Providing a hybrid brake apparatus having electrically actuated brakes on the rear of a vehicle and hydraulic front brakes reduces the work load on the hydraulic brake system by approximately ⅓, thereby allowing components in the hydraulic portion of the hybrid system to be downsized, thereby saving cost, space, and weight. Reducing the required work on the hydraulic portion of the system may also make it possible to more readily achieve a “car-like” feel to the brake pedal on light duty trucks.
A hybrid brake apparatus having front hydraulically actuated brakes and rear electrically actuated brakes presents previously unforeseen challenges to failsafe operation, which were not presented by all-hydraulic brake systems. These new challenges necessitate new approaches to providing failsafe construction and operation of a hybrid brake apparatus.

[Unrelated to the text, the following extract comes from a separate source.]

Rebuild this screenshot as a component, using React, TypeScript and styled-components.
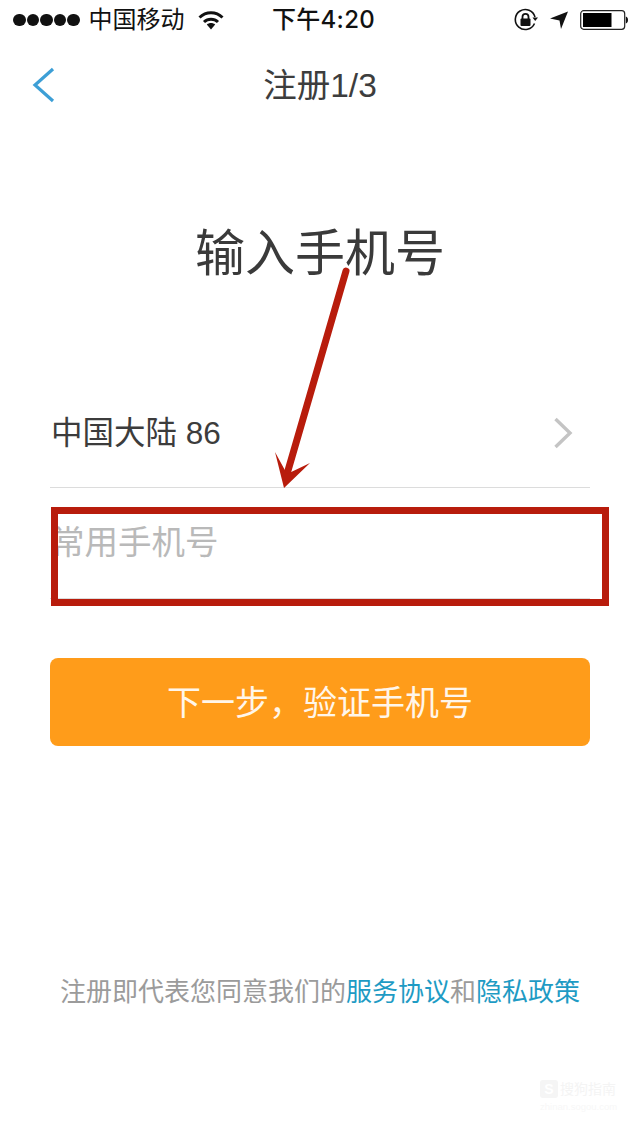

What is needed, therefore, is a hybrid brake apparatus having front hydraulically actuated brakes and rear electrically actuated brakes, that meets or exceeds the safety requirements previously applied to all-hydraulic brake systems, and providing performance capabilities that are as good as or better than prior all-hydraulic brake systems. Such a hybrid brake apparatus should also be applicable to a brake system including functions such as ABS, TCS, and VDC. It is also highly desirable that the hybrid brake apparatus have the same or better operational feel to a driver applying force to the brake pedal, as a conventional all-hydraulic brake system.